市川 松柏 (初代) イチカワ ショウハク
- 本名
- 近藤寅之助
- 屋号
- 高島屋
- 定紋
- 三升に松、松葉丸に結柏
- 生没年月日
- 明治35(1902)年01月18日〜昭和61(1986)年03月08日
- 出身
- 東京
プロフィール
関西歌舞伎の脇役として、役者人生の大半を関西で活躍しながら、今一つ上方役者らしくなかったのは、地が東京出身であった故だろうか。晩年、三代目市川寿海没後、関西の歌舞伎公演が激減したのに堪えられず、東京に戻ったが、関西で用いられた程の役はつかなかった。中芝居や小芝居系統の古い芝居に通じていたので、関西に腰を据え、若手のアドバイザーになって欲しい要望はあったのだが…。
父・市川莚女(えんじょ)は、初代中村鴈治郎一座の老女方(ふけおやま)として重宝されたが、やや車輪・オーバーな芸風だったと聞く。その父に似て、まわりにかまわぬ騒々しさが、時には邪魔になったが、芝居を面白くしようとする役者気質(かたぎ)もまた、父譲りであったのだろう。
突き上げるような科白(せりふ)まわしに難はあったが、柄は立派で、端敵が本領でなければならないのだが、本来の人の良さが出て、むしろ善良な老役で存在感を見せた。『仮名手本忠臣蔵』では、「五段目」の百姓与市兵衛が持ち役だったし、上方世話狂言の点景になる野暮な大尽役などで味を見せた。新歌舞伎では『番町皿屋敷』の奴権六や、『鳥辺山心中』の若党八介が目に残っている。決して器用でなく、ぎこちなさが気になったが、その役になりきれたのはさすがに老練の歌舞伎役者で、今日では珍重すべきであったと言えよう。

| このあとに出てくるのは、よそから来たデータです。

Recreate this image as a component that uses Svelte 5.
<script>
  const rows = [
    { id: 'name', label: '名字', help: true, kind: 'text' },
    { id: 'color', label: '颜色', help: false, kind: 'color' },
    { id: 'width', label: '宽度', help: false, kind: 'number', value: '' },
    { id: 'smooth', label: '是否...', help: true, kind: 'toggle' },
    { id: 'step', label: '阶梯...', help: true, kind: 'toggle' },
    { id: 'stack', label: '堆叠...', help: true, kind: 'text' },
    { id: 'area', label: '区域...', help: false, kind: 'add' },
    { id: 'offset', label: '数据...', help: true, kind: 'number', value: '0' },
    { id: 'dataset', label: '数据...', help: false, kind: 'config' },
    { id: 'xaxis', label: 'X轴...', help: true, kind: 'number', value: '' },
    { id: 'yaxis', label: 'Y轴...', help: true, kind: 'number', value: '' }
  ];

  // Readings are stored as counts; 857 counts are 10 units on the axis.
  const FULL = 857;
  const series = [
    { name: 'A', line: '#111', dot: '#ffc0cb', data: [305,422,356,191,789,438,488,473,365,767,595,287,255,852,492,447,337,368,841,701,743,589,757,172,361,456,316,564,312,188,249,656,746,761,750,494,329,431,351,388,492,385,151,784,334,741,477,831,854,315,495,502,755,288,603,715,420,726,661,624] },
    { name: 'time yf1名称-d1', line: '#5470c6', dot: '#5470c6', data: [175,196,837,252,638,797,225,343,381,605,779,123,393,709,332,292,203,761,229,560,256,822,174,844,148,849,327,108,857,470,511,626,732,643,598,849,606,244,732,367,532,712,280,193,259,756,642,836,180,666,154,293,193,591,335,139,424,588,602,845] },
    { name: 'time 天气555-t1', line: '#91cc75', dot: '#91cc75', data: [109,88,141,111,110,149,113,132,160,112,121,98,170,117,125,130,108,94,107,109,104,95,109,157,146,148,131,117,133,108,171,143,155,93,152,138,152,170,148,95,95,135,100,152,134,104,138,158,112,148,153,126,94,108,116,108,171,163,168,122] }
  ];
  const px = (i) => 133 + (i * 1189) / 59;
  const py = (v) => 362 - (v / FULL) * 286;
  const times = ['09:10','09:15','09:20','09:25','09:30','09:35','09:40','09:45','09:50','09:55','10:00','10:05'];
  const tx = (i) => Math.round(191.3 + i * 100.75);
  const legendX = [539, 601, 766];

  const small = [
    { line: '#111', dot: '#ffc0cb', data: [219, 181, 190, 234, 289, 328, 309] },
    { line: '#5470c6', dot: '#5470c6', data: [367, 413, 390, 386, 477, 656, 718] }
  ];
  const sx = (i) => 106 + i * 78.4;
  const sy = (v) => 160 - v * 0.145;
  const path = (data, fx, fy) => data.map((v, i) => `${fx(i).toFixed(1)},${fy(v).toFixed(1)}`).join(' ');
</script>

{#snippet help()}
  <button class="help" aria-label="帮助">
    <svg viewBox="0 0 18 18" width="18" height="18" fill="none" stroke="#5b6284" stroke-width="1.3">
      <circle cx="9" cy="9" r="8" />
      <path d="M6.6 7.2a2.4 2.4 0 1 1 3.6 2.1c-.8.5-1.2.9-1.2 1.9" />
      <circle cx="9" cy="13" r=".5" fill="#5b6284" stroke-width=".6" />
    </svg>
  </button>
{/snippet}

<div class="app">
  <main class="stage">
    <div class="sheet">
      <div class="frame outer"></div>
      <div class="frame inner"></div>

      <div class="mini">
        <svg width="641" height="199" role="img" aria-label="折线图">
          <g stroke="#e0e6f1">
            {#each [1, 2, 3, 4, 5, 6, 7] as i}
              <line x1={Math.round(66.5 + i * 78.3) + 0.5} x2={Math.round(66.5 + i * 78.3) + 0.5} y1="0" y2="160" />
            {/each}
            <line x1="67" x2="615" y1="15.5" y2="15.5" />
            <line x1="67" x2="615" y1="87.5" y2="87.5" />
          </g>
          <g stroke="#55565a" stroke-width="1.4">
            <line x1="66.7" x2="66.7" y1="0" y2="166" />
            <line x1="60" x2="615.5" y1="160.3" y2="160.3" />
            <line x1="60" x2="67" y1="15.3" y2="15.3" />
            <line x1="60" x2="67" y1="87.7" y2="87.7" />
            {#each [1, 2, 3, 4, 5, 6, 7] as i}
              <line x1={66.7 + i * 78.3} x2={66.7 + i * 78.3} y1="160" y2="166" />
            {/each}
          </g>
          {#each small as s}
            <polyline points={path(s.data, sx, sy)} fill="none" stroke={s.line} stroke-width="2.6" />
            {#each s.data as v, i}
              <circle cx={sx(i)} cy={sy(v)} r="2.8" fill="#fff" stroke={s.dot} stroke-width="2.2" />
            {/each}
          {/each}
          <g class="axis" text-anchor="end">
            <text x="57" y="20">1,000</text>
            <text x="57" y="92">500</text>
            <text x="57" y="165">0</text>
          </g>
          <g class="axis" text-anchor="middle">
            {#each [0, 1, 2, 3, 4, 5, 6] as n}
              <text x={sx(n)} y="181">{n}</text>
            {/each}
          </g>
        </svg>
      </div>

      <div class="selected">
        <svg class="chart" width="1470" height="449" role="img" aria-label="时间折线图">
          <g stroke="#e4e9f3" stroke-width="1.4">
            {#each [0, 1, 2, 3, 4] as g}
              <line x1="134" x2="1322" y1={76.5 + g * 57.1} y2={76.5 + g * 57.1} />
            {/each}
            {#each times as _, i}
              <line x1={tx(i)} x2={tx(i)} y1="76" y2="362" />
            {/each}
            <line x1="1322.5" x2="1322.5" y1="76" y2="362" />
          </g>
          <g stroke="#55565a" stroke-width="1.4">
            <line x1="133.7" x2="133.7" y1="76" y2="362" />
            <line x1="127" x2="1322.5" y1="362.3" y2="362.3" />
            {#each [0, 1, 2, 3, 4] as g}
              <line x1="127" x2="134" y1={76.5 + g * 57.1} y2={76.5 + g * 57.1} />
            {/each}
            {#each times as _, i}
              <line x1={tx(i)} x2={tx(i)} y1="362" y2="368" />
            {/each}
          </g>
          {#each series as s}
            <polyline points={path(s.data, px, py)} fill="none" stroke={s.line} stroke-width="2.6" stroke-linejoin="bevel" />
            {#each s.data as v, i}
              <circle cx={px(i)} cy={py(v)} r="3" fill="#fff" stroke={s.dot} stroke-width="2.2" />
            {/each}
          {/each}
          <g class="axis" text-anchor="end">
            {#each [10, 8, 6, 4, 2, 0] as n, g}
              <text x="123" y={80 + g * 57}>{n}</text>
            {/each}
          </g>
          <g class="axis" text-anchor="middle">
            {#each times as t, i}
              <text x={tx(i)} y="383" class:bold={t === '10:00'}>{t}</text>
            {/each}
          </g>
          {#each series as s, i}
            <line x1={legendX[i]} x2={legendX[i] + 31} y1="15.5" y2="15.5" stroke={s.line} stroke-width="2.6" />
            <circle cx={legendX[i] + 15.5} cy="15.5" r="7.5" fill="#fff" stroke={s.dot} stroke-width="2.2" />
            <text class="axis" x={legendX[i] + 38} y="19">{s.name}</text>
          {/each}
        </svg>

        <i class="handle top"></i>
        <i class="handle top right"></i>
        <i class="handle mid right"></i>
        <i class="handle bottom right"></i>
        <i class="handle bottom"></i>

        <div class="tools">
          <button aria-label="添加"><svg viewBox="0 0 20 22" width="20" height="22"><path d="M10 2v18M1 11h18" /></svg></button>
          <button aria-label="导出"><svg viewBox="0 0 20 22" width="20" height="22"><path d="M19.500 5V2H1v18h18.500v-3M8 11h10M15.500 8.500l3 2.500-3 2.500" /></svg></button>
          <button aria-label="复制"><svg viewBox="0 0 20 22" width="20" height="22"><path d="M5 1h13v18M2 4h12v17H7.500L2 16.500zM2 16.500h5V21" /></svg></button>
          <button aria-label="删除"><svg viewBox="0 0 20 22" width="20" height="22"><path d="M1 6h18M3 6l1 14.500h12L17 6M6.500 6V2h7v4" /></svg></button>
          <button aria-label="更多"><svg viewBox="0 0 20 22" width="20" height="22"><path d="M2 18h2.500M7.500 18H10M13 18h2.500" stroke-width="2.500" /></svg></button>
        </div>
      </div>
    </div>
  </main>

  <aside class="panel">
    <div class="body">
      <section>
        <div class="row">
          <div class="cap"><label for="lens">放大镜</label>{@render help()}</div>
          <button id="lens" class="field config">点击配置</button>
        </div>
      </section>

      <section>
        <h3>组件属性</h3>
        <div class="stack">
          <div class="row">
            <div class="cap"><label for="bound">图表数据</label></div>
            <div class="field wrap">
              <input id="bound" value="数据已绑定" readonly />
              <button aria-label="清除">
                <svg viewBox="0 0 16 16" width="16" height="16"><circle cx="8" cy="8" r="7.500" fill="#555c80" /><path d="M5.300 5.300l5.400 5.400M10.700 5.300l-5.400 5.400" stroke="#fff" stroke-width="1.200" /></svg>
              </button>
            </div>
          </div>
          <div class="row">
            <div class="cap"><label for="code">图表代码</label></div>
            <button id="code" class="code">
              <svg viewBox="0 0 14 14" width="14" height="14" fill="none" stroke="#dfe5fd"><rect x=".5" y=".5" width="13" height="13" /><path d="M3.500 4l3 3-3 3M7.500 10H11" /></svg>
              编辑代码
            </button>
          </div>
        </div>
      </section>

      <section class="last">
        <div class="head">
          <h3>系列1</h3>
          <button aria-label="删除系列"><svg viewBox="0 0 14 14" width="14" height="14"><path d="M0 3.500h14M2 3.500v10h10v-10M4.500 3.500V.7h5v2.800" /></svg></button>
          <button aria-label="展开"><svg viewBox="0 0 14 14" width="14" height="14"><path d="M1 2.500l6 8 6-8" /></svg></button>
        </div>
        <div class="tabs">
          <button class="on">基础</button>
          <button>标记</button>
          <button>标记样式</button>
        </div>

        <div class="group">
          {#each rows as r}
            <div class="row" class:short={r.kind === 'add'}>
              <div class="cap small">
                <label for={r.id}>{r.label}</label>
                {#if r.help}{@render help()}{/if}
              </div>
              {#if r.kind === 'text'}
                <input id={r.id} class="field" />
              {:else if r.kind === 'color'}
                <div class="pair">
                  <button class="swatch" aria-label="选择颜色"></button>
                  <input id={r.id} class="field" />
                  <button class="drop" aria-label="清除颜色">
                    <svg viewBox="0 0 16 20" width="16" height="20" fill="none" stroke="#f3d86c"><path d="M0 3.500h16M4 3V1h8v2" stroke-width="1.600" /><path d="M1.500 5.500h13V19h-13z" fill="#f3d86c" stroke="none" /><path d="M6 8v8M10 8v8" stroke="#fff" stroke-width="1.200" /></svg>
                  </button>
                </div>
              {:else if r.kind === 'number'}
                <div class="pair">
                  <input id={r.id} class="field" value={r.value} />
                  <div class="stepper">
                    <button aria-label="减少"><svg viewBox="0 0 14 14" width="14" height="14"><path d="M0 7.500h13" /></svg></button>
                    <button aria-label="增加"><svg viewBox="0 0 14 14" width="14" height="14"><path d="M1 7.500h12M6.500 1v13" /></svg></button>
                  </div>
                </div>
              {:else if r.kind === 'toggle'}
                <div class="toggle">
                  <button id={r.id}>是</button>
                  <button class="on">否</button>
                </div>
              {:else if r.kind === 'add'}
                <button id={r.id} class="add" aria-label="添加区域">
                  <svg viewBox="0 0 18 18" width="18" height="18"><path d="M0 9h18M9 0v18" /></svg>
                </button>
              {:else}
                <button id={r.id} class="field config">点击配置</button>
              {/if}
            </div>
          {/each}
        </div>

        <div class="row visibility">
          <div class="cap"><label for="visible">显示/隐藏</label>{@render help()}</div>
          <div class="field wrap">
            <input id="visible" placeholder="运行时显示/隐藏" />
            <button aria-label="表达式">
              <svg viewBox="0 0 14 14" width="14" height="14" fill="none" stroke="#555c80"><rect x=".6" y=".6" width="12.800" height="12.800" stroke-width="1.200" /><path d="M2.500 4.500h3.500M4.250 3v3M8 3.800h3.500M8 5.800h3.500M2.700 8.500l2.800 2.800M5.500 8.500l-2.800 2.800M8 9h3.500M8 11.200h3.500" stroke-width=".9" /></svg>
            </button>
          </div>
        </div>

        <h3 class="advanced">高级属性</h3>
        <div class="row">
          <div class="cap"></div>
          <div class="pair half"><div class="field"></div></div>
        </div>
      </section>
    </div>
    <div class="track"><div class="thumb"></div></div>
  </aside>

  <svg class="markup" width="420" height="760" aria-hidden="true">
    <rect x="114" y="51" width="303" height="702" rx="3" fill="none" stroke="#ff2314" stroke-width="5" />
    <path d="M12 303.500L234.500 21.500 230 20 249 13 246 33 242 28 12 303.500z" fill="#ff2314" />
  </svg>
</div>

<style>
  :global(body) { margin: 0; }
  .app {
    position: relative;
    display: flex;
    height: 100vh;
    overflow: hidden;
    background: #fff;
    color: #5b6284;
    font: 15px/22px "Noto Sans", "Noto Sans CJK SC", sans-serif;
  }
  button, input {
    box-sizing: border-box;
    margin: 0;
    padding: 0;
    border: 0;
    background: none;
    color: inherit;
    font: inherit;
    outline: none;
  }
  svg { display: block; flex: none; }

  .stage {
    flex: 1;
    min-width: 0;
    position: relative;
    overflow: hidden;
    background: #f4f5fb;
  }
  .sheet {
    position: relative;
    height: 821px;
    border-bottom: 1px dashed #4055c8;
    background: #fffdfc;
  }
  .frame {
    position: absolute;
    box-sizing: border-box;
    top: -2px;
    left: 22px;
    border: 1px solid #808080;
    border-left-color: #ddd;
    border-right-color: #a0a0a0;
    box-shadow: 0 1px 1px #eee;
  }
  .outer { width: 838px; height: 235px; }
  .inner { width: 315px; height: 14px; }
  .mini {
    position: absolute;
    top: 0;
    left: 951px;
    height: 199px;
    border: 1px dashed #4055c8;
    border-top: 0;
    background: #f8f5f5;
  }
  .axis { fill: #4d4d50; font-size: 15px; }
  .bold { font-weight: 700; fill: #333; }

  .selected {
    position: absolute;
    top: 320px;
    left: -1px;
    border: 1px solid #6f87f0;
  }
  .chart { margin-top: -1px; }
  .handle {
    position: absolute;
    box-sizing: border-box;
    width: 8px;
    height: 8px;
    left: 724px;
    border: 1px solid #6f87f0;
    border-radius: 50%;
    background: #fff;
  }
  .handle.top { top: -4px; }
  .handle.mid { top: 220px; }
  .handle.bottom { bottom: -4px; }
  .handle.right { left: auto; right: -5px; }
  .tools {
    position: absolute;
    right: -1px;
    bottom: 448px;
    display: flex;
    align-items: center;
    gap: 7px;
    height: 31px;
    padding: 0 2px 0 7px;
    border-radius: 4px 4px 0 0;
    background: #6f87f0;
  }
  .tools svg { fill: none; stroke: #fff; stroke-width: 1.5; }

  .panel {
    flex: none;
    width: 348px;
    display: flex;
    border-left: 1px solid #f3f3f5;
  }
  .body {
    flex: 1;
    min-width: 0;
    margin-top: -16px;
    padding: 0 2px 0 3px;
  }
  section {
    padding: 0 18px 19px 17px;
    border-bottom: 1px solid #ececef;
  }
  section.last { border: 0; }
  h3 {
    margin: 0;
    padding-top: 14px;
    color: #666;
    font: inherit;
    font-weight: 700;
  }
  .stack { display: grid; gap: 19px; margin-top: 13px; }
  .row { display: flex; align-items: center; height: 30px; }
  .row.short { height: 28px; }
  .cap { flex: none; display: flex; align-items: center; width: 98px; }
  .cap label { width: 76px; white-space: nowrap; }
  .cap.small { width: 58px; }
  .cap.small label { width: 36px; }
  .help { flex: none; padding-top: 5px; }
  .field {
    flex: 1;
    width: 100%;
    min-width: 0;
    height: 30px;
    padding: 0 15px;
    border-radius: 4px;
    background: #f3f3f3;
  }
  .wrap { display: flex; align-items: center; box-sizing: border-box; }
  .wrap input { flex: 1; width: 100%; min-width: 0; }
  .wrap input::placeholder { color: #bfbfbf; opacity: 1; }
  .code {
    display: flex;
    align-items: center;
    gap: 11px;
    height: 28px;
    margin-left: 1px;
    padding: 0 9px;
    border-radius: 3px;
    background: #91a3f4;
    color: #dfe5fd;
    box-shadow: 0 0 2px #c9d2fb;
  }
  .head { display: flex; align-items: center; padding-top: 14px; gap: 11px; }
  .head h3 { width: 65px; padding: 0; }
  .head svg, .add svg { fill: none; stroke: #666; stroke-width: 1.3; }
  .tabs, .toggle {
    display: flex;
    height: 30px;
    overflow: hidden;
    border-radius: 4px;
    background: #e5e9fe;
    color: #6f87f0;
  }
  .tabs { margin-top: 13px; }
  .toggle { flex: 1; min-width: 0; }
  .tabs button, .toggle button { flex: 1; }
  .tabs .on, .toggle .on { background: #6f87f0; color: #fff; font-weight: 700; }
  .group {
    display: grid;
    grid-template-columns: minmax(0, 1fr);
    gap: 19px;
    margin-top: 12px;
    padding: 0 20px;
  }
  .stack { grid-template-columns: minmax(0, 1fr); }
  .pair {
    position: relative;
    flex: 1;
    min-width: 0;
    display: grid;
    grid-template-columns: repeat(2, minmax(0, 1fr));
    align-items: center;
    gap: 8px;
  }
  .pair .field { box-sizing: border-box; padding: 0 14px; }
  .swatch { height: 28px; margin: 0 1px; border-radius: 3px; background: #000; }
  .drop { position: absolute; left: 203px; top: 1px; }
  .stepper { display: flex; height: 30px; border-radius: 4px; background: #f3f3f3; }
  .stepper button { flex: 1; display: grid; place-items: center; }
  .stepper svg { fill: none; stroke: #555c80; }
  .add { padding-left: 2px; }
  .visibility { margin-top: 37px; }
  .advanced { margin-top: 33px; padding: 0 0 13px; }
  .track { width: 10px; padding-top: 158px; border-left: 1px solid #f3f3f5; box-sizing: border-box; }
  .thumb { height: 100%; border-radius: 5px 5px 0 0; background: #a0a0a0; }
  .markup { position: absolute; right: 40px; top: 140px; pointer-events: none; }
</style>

最後の舞台が、昭和59年3月、中座での『曾根崎心中』の序幕の田舎大尽であったのは、上方の脇を支えた役者として、終わりを全うしたと言って良いのではなかろうか。
【奈河彰輔】
経歴
芸歴
父は市川莚女。明治41年1月明治座『三国無双奴請状』の捨松で市川莚登満女(えんどまめ)を名乗り初舞台。東京明治座で修業を積んだ後大正6年父と共に大阪に移り、国民座を経て関西歌舞伎に移る。大正14年1月明治座で初代市川松柏と改名。戦後は三代目市川寿海の一門に加入。昭和40年4月伝統歌舞伎保存会会員の第1次認定を受ける。
受賞
昭和54年勲五等双光旭日章。昭和54年4月『御摂勧進帳』出羽運藤太で国立劇場奨励賞。昭和55年大阪市民表彰。昭和55年8月『宿無団七時雨傘』親方権兵衛で国立劇場特別賞。